Именно такую музыкально-содержательную канву взялся перетолковать модный оперный режиссер Юрий Александров. Его не устраивает жизнеутверждающая стихия творчества Прокофьева, который вовсе не стремится выйти за пределы театральности сюжета и с "фигой в кармане" дать антисоветский подтекст событий 1918 года, что характерно скорее для Шостаковича. Судя же по разным постановкам этого режиссера (и его команды - художника Семена Пастуха и осветителя Глеба Фильштинского), он любит расширять общеисторические аллюзии, игнорируя лирику музыки. Его "Семен Котко", как всегда, спектакль жестко выстроенный, эффектный, но "глухой". Украинская деревня предстает выжженным ядерной войной пространством, где люди живут под землей; на горизонте работает моховик, приводящий в движение серп и молот. Сельскую любовь символизируют белые "марсианские" силуэты и сцена купания в "виртуальном" пруду с металлической поверхностью и металлическими камышами. Пародийные буденовки смахивают на колпачки гномов, хор разоренных крестьян наряжен в алый пролетарский цвет. В простодушном красноармейском финале изображается "безликое будущее потерянного народа": тоталитарный Китай с огромной головой Мао и толпой в типовых серых костюмах с книжками-цитатниками в руках.

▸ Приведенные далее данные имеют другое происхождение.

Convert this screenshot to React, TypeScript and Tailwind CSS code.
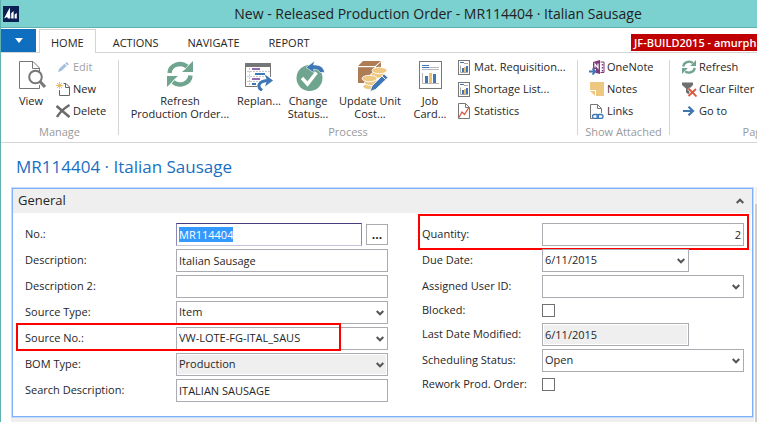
import { ReactNode, useEffect, useRef } from "react";

const GREEN = "#6fa48f";
const BLUE = "#3f76b5";
const GRAY = "#777777";

function LogoIcon() {
  return (
    <svg width="16" height="16" viewBox="0 0 16 16" aria-hidden="true">
      <rect width="16" height="16" fill="#0b2154" />
      <path d="M1 12.5 6.8 1.5 7.3 12.5H5L4 11Z" fill="#fff" />
      <path d="M8.2 12.5V7.2L10.6 5v7.5Z" fill="#fff" />
      <path d="M11.6 12.5V8.5L13.8 7v5.5Z" fill="#fff" />
    </svg>
  );
}

function ViewIcon() {
  return (
    <svg width="32" height="30" viewBox="-4 0 32 30" fill="none" stroke={GRAY} aria-hidden="true">
      <path d="M9 27.5H.5V.5H14L20.500 7V11" />
      <path d="M20.500 24V27.500H8" />
      <path d="M13.500 .5V7.500H20.500" />
      <circle cx="16.500" cy="16" r="6.300" strokeWidth="2" fill="#fff" />
      <path d="M21 20.500 26 26" strokeWidth="3" />
    </svg>
  );
}

function EditIcon() {
  return (
    <svg width="14" height="14" viewBox="0 0 14 14" aria-hidden="true">
      <path d="M2 12 3.2 8.7 8.6 3.8 10.6 6 5.2 11Z" fill="#a3bddd" />
      <path d="M9.300 3.200 10.800 2 12.800 4.200 11.400 5.400Z" fill="#a3bddd" />
    </svg>
  );
}

function NewIcon() {
  return (
    <svg width="14" height="14" viewBox="0 0 14 14" fill="none" aria-hidden="true">
      <path d="M7.500 1.500H10L13.500 5V13.500H3.500V8" stroke="#666" />
      <path d="M9.500 1.500V5.500H13.500" stroke="#666" />
      <path d="M3.500 0V7M0 3.500H7M1 1 6 6M6 1 1 6" stroke="#e8bd6c" />
    </svg>
  );
}

function DeleteIcon() {
  return (
    <svg width="14" height="14" viewBox="0 0 14 14" fill="none" stroke="#6a6a6a" aria-hidden="true">
      <path d="M.5 2 13.500 13" strokeWidth="2.600" />
      <path d="M13.500 1C8 4.500 4 8 1 13" strokeWidth="2.400" />
    </svg>
  );
}

function RefreshIcon({ size }: { size: number }) {
  return (
    <svg width={size} height={size} viewBox="0 0 26 26" fill="none" aria-hidden="true">
      <path d="M2.500 12A10.500 9.500 0 0 1 20 5.500" stroke={GREEN} strokeWidth="4.400" />
      <path d="M26 0V11H15L18.500 8 22 4Z" fill={GREEN} />
      <path d="M23.500 14.500A10.500 9.500 0 0 1 6 21" stroke={GREEN} strokeWidth="4.400" />
      <path d="M0 26V15H11L7.500 18 4 22Z" fill={GREEN} />
    </svg>
  );
}

function ReplanIcon() {
  return (
    <svg width="28" height="30" viewBox="0 -2 28 30" fill="none" aria-hidden="true">
      <path d="M12 23.500H.5V2" stroke={GRAY} />
      <path d="M25.500 2V14" stroke={GRAY} />
      <rect width="26" height="4" fill={GRAY} />
      <path d="M2 8.500H26M2 13.500H22M2 18.500H13M4.500 5V23" stroke="#c9c9c9" strokeDasharray="2 1" />
      <path d="M7 6H15" stroke="#8a57b0" strokeWidth="1.800" />
      <path d="M10 11H20M7 21H11" stroke={BLUE} strokeWidth="1.800" />
      <path d="M7 16H15" stroke="#8a57b0" strokeWidth="1.800" />
      <path d="M17 27.500C11 23 14 17.500 24 17.500" stroke={BLUE} strokeWidth="3" />
      <path d="M20 11.500 28 17.500 20 23.500 22 17.500Z" fill={BLUE} />
    </svg>
  );
}

function StatusIcon() {
  return (
    <svg width="33" height="31" viewBox="-4 1 33 31" fill="none" aria-hidden="true">
      <circle cx="13.500" cy="18" r="13" fill={GREEN} />
      <path d="M6 18 11.500 24 20.500 12.500" stroke="#fff" strokeWidth="3.400" />
      <path d="M10 7.500 18.500 1 17.500 5C24 4.500 28 7.500 28.500 12.500H24C23 10 20.500 9 17.500 9.500L18.500 13Z" fill={BLUE} stroke="#fff" strokeWidth=".6" />
    </svg>
  );
}

function CostIcon() {
  return (
    <svg width="36" height="31" viewBox="-6 0 36 31" aria-hidden="true">
      <path d="M0 5 5 0H23L17 5Z" fill="#ae7c55" />
      <path d="M0 6.200H16.500V22H0Z" fill="#ae7c55" />
      <path d="M18 5.500 23 1V12L18 17Z" fill="#ae7c55" />
      <g fill="#eec781" stroke="#fff" strokeWidth=".9">
        <ellipse cx="20" cy="14" rx="7.500" ry="3.200" />
        <ellipse cx="21.500" cy="9.500" rx="7.500" ry="3.200" />
        <ellipse cx="12.500" cy="25.500" rx="7.500" ry="3.200" />
        <ellipse cx="14" cy="21.500" rx="7.500" ry="3.200" />
        <ellipse cx="11.500" cy="17.500" rx="7.500" ry="3.200" />
      </g>
      <path d="M12 30.500 14 25 26 13 30 16.500 17.500 28.500Z" fill={BLUE} stroke="#fff" strokeWidth=".8" />
      <path d="M24 15 27.500 18.500" stroke="#fff" />
    </svg>
  );
}

function JobCardIcon() {
  return (
    <svg width="23" height="28" viewBox="0 0 23 28" aria-hidden="true">
      <rect x=".5" y=".5" width="22" height="27" fill="#fff" stroke={GRAY} />
      <path d="M10 6.500H20M3 8.500H20" stroke="#b8b8b8" />
      <path d="M3 4.500H10M3 6.500H10" stroke={BLUE} />
      <rect x="6" y="15" width="3" height="7" fill={BLUE} />
      <rect x="10" y="12" width="3" height="10" fill="#edc071" />
      <rect x="14" y="13" width="3" height="9" fill={BLUE} />
      <path d="M3.500 12V22.500H20" stroke="#b8b8b8" fill="none" />
    </svg>
  );
}

function ReportIcon() {
  return (
    <svg width="13" height="15" viewBox="0 0 13 15" aria-hidden="true">
      <rect x=".5" y=".5" width="11" height="14" fill="#fff" stroke={GRAY} />
      <path d="M2 2.500H6" stroke={BLUE} />
      <path d="M6 3.500H10M2.500 5.500V12.500H10" stroke="#aaa" fill="none" />
      <rect x="4" y="8" width="2" height="4" fill={BLUE} />
      <rect x="6" y="7" width="2" height="5" fill="#edc071" />
      <rect x="8" y="6" width="2" height="6" fill={BLUE} />
    </svg>
  );
}

function StatisticsIcon() {
  return (
    <svg width="13" height="16" viewBox="0 0 13 16" fill="none" aria-hidden="true">
      <path d="M.5 .5H7.500L11.500 4.500V15.500H.5Z" stroke={GRAY} />
      <path d="M7.500 .5V4.500H11.500" stroke={GRAY} />
      <path d="M1 14.500 4 9 6.500 11.500 10.500 5" stroke="#d8583c" strokeWidth="1.300" />
    </svg>
  );
}

function OneNoteIcon() {
  return (
    <svg width="16" height="15" viewBox="0 0 16 15" fill="none" aria-hidden="true">
      <path d="M4 2 11 0V14L7 13V9H4Z" fill="#80397b" />
      <path d="M6 7.500V4L9 8V3.500" stroke="#fff" strokeWidth="1.200" />
      <path d="M11.500 2H15V12.500H11.500" stroke="#80397b" />
      <path d="M13.500 4V5.500M13.500 7V8.500M13.500 10V11.500" stroke="#80397b" strokeWidth="1.500" />
      <path d="M0 11.500H6M3.500 8.500 6.500 11.500 3.500 14.500" stroke={BLUE} strokeWidth="1.800" />
    </svg>
  );
}

function NotesIcon() {
  return (
    <svg width="14" height="14" viewBox="0 0 14 14" aria-hidden="true">
      <path d="M0 0H14V14H6V8H0Z" fill="#eec781" />
      <path d="M0 9H5V14Z" fill="#eec781" />
    </svg>
  );
}

function LinksIcon() {
  return (
    <svg width="14" height="15" viewBox="0 0 14 15" fill="none" aria-hidden="true">
      <path d="M3 14.500H.5V.5H7.500L11.500 4.500V9" stroke={GRAY} />
      <path d="M7.500 .5V4.500H11.500" stroke={GRAY} />
      <rect x="2.500" y="10.500" width="6" height="4" rx="2" stroke={BLUE} strokeWidth="1.300" />
      <rect x="7" y="10.500" width="6" height="4" rx="2" stroke={BLUE} strokeWidth="1.300" />
    </svg>
  );
}

function ClearFilterIcon() {
  return (
    <svg width="15" height="15" viewBox="0 0 15 15" fill="none" aria-hidden="true">
      <path d="M0 .5H11V3L7.500 6.500V13L4 10.500V6.500L0 3Z" fill="#6f6f6f" />
      <path d="M6.500 6.500 14 14M14 7 6.500 14" stroke="#fff" strokeWidth="3" />
      <path d="M6.500 6.500 14.500 14.500M14 7 6.500 14" stroke="#d8583c" strokeWidth="1.800" />
    </svg>
  );
}

function GoToIcon() {
  return (
    <svg width="12" height="10" viewBox="0 0 12 10" fill="none" aria-hidden="true">
      <path d="M0 5H10M5.500 .7 10 5 5.500 9.300" stroke={BLUE} strokeWidth="2.200" />
    </svg>
  );
}

function Chevron({ up = false }: { up?: boolean }) {
  return (
    <svg width="8" height="6" viewBox="0 0 8 6" fill="none" aria-hidden="true">
      <path d={up ? "M.7 5 4 1.700 7.300 5" : "M.7 1 4 4.300 7.300 1"} stroke="#555" strokeWidth="2" />
    </svg>
  );
}

function LargeButton({ icon, label, className }: { icon: ReactNode; label: string; className: string }) {
  return (
    <button type="button" className={`mt-[7px] flex shrink-0 flex-col items-center gap-0.5 ${className}`}>
      <span className="flex h-8 justify-center pt-px">{icon}</span>
      <span className="leading-[13px] whitespace-pre-line">{label}</span>
    </button>
  );
}

function SmallButton({ icon, label, disabled }: { icon: ReactNode; label: string; disabled?: boolean }) {
  return (
    <button type="button" disabled={disabled} className="flex h-[22px] items-center gap-0.5 whitespace-nowrap disabled:text-[#a0a0a0]">
      <span className="flex w-4 shrink-0 justify-center">{icon}</span>
      <span>{label}</span>
    </button>
  );
}

function Group({ title, className, children }: { title: string; className: string; children: ReactNode }) {
  return (
    <section className={`flex shrink-0 flex-col ${className}`}>
      <div className="flex h-[72px] items-start">{children}</div>
      <h2 className="text-center leading-[14px] text-[#999]">{title}</h2>
    </section>
  );
}

function Divider() {
  return <div className="mt-[7px] h-[75px] w-px shrink-0 bg-[#d5d5d5]" />;
}

const tabs = ["HOME", "ACTIONS", "NAVIGATE", "REPORT"];

const boxClass = "h-[23px] w-full min-w-0 rounded-none border border-[#ababb2] px-0.5 outline-none";
const readOnlyClass = "bg-[#efefef] shadow-[inset_0_0_0_1px_#fff]";

function Field({ id, label, labelClass, short, marked, children }: {
  id: string;
  label: string;
  labelClass: string;
  short?: boolean;
  marked?: ReactNode;
  children: ReactNode;
}) {
  return (
    <div className="relative flex h-[23px] items-center">
      <label htmlFor={id} className={`shrink-0 whitespace-nowrap ${labelClass}`}>{label}</label>
      <div className={`relative flex min-w-0 flex-1 ${short ? "mr-[55px]" : ""}`}>{children}</div>
      {marked}
    </div>
  );
}

function DropDown({ id, value, disabled }: { id: string; value: string; disabled?: boolean }) {
  return (
    <>
      <select id={id} disabled={disabled} defaultValue={value} className={`appearance-none disabled:opacity-100 ${boxClass} ${disabled ? readOnlyClass : "bg-white"}`}>
        <option value={value}>{value}</option>
      </select>
      <span className="pointer-events-none absolute top-[9px] right-1"><Chevron /></span>
    </>
  );
}

function CheckField({ id, label }: { id: string; label: string }) {
  return (
    <div className="flex h-[19px] items-center">
      <label htmlFor={id} className="w-[120px] shrink-0 whitespace-nowrap">{label}</label>
      <input id={id} type="checkbox" className="size-[13px] appearance-none border border-[#707070] bg-white checked:bg-[#106ebe]" />
    </div>
  );
}

export default function App() {
  const noRef = useRef<HTMLInputElement>(null);

  // the number field opens focused with its content selected
  useEffect(() => {
    noRef.current?.focus();
    noRef.current?.select();
  }, []);

  const left = "w-[151px]";
  const right = "w-[120px]";

  return (
    <div className="flex min-h-screen flex-col overflow-hidden border-l border-[#62b1b1] bg-white font-['Open_Sans','Noto_Sans',sans-serif] text-[11px] text-[#262626]">
      <header className="flex h-7 shrink-0 items-center border-b border-[#62b1b1] bg-[#7bd0d0] pl-0.5">
        <LogoIcon />
        <h1 className="flex-1 pl-[100px] text-center text-[14px] whitespace-nowrap text-[#222]">
          New - Released Production Order - MR114404 · Italian Sausage
        </h1>
      </header>

      <nav className="mt-px flex h-6 shrink-0 border-b border-[#d5d5d5]">
        <button type="button" aria-label="File menu" className="mr-[3px] flex h-[23px] w-[35px] shrink-0 items-center justify-center bg-[#106ebe]">
          <svg width="8" height="5" viewBox="0 0 8 5" aria-hidden="true"><path d="M0 0H8L4 5Z" fill="#fff" /></svg>
        </button>
        <div className="flex gap-[5px]">
          {tabs.map((tab) => (
            <a
              key={tab}
              href="#"
              className={tab === "HOME" ? "-mb-px border border-b-0 border-[#d5d5d5] bg-white px-[11px] leading-[26px]" : "px-3 leading-7"}
            >
              {tab}
            </a>
          ))}
        </div>
        <div className="ml-auto flex w-[126px] shrink-0 items-center pt-1">
          <span className="h-[17px] w-full bg-[#c00000] pl-[3px] leading-[17px] font-semibold whitespace-nowrap text-white">
            JF-BUILD2015 - amurph
          </span>
        </div>
      </nav>

      <div className="flex h-[90px] shrink-0 overflow-hidden border-b border-[#d5d5d5]">
        <Group title="Manage" className="w-[117px]">
          <LargeButton icon={<ViewIcon />} label="View" className="ml-1.5 w-[48px]" />
          <div className="mt-[3px]">
            <SmallButton icon={<EditIcon />} label="Edit" disabled />
            <SmallButton icon={<NewIcon />} label="New" />
            <SmallButton icon={<DeleteIcon />} label="Delete" />
          </div>
        </Group>
        <Divider />
        <Group title="Process" className="w-[458px]">
          <LargeButton icon={<RefreshIcon size={26} />} label={"Refresh\nProduction Order..."} className="ml-1.5 w-[110px]" />
          <LargeButton icon={<ReplanIcon />} label="Replan..." className="w-[48px]" />
          <LargeButton icon={<StatusIcon />} label={"Change\nStatus..."} className="w-[50px]" />
          <LargeButton icon={<CostIcon />} label={"Update Unit\nCost..."} className="w-[74px]" />
          <LargeButton icon={<JobCardIcon />} label={"Job\nCard..."} className="w-[46px]" />
          <div className="mt-[3px] ml-[3px]">
            <SmallButton icon={<ReportIcon />} label="Mat. Requisition..." />
            <SmallButton icon={<ReportIcon />} label="Shortage List..." />
            <SmallButton icon={<StatisticsIcon />} label="Statistics" />
          </div>
        </Group>
        <Divider />
        <Group title="Show Attached" className="w-[91px]">
          <div className="mt-[3px] ml-[11px]">
            <SmallButton icon={<OneNoteIcon />} label="OneNote" />
            <SmallButton icon={<NotesIcon />} label="Notes" />
            <SmallButton icon={<LinksIcon />} label="Links" />
          </div>
        </Group>
        <Divider />
        <Group title="Page" className="w-[170px]">
          <div className="mt-[3px] ml-[11px]">
            <SmallButton icon={<RefreshIcon size={14} />} label="Refresh" />
            <SmallButton icon={<ClearFilterIcon />} label="Clear Filter" />
            <SmallButton icon={<GoToIcon />} label="Go to" />
          </div>
        </Group>
      </div>

      <h2 className="flex h-11 shrink-0 items-center px-[15px] pt-1 text-[17px] text-[#1a6fc4]">MR114404 · Italian Sausage</h2>

      <div className="flex flex-1 pl-2.5">
        <main className="flex min-w-0 flex-1 flex-col bg-white">
          <section className="m-px border border-[#7fb1fb] ring-1 ring-[#c5dcff]">
            <button type="button" className="flex h-6 w-full items-center justify-between bg-[#efefef] pr-2 pl-[5px] text-[13px]">
              <span>General</span>
              <Chevron up />
            </button>
            <form className="grid grid-cols-[363fr_322fr] gap-x-[34px] pt-2.5 pr-2 pb-[14px] pl-3">
              <div className="flex flex-col gap-[3px]">
                <Field id="no" label="No.:" labelClass={left}>
                  <input
                    id="no"
                    ref={noRef}
                    defaultValue="MR114404"
                    className="h-[23px] min-w-0 flex-1 border border-t-[#433c7d] border-r-[#8d89b5] border-b-[#c5c4dc] border-l-[#8d89b5] px-0.5 outline-none selection:bg-[#3399ff] selection:text-white"
                  />
                  <button type="button" aria-label="Assist edit" className="mt-px ml-1 h-[21px] w-[22px] border border-[#ababb2] text-xs leading-[19px] font-bold">...</button>
                </Field>
                <Field id="description" label="Description:" labelClass={left}>
                  <input id="description" defaultValue="Italian Sausage" className={boxClass} />
                </Field>
                <Field id="description2" label="Description 2:" labelClass={left}>
                  <input id="description2" className={boxClass} />
                </Field>
                <Field id="source-type" label="Source Type:" labelClass={left}>
                  <DropDown id="source-type" value="Item" />
                </Field>
                <Field
                  id="source-no"
                  label="Source No.:"
                  labelClass={left}
                  marked={<div className="pointer-events-none absolute -top-1 -bottom-px right-[47px] -left-[9px] border-2 border-[#f00]" />}
                >
                  <DropDown id="source-no" value="VW-LOTE-FG-ITAL_SAUS" />
                </Field>
                <Field id="bom-type" label="BOM Type:" labelClass={left}>
                  <DropDown id="bom-type" value="Production" disabled />
                </Field>
                <Field id="search-description" label="Search Description:" labelClass={left}>
                  <input id="search-description" defaultValue="ITALIAN SAUSAGE" className={boxClass} />
                </Field>
              </div>

              <div className="flex flex-col gap-[3px]">
                <Field
                  id="quantity"
                  label="Quantity:"
                  labelClass={right}
                  marked={<div className="pointer-events-none absolute -top-[9px] -right-[5px] -bottom-1 -left-1 border-2 border-[#f00]" />}
                >
                  <input id="quantity" defaultValue="2" className={`text-right ${boxClass}`} />
                </Field>
                <Field id="due-date" label="Due Date:" labelClass={right} short>
                  <DropDown id="due-date" value="6/11/2015" />
                </Field>
                <Field id="user-id" label="Assigned User ID:" labelClass={right}>
                  <DropDown id="user-id" value="" />
                </Field>
                <CheckField id="blocked" label="Blocked:" />
                <Field id="last-modified" label="Last Date Modified:" labelClass={right} short>
                  <input id="last-modified" readOnly defaultValue="6/11/2015" className={`${boxClass} ${readOnlyClass}`} />
                </Field>
                <Field id="scheduling" label="Scheduling Status:" labelClass={right}>
                  <DropDown id="scheduling" value="Open" />
                </Field>
                <CheckField id="rework" label="Rework Prod. Order:" />
              </div>
            </form>
          </section>
          <div className="flex-1 bg-[#efefef]" />
        </main>
        <div className="ml-px flex w-0.5 shrink-0 flex-col bg-[#f0f0f0] pt-[17px]">
          <div className="flex-1 bg-[#cdcdcd]" />
        </div>
      </div>
    </div>
  );
}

Чтобы зритель принял на веру эти фантазии, в программках вместо сюжета оперы излагается режиссерский сценарий, не имеющий к оригиналу никакого отношения. Покупается публика и на яркие световые вспышки, громкое шипение немецких газовых атак и постоянно сменяющиеся "сюрпризы", выплывающие из расположенного в центре сцены широкого люка-воронки. Все эти ухищрения говорят лишь об одном: выбор музыканта не мешает Гергиеву забывать о том, что прежние ценности ныне не в моде, и потому хорошую музыку следует по возможности отделить от породившего ее революционного сюжета.